No one brags about how efficient their new mound system is, or the great deal they got on their holding tanks. While there may be plumbers and septic waste haulers who keep up on the latest designs and industry trends, POWTS don’t have the same glamour as cars or boats.
Despite their lack of prestige, POWTS are an essential part of living in areas without municipal sewer systems including the vast majority of rural Wisconsin. POWTS are residential workhorses which, if installed properly and adequately maintained, will provide years of worry-free use.
A failing or improperly installed POWTS can not only present a nuisance with smells and back-ups, it can also create a public health hazard as untreated waste water can contaminate nearby wells and surface water.
In recent years the state government has recognized growing concern over groundwater contamination and has pushed counties into enforcement of administrative codes governing POWTS. In general this is a good thing, after all no one wants to worry that their well water or the lake their grandchildren swim in may be contaminated.
The challenge is that repairing or replacing POWTS can cost homeowners significant amounts of money with the range going as low as $3,000 and up to $20,000 depending on the size and type of system.
Cost is a barrier to homeowners getting the needed work done. This is especially true for those on fixed incomes, but whose asset levels do not allow them to qualify for state assistance programs.

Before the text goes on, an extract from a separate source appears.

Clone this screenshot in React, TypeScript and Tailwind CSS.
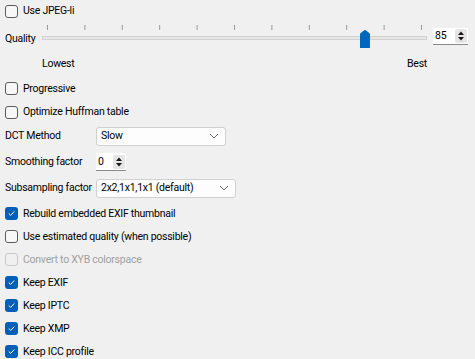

For the past year a county ad hoc committee has been working on a way to help make it easier for residents to pay for septic repairs and upgrades. What they came up with is a loan program that will finance the work and set up a repayment schedule.
The program is a win/win scenario for residents and taxpayers. Residents benefit from having access to alternative financing. Taxpayers benefit from eliminating potential contamination points and keeping property values higher. The county is protected because it can collect the amount owed through a special tax assessment on the property.
The current plan calls for using contamination clean-up funds as the seed money for the program. While this is a good initial source of funding, the county should also pursue partnerships with private financial institutions in the form of a participation pool where financial institutions could contribute into the fund which then lends to the county at the lower municipal rates. The interest/ fees collected by the county would go to pay off the money borrowed and cover the administration costs for the county. This type of public/private partnership would be an ideal way of keeping the program going for years to come.
Members of the ad hoc committee deserve praise for coming up with an innovative solution to the challenge of protecting Wisconsin’s ground and surface waters. The full county board should act quickly to approve the loan program so that it can be up and running before the spring construction season.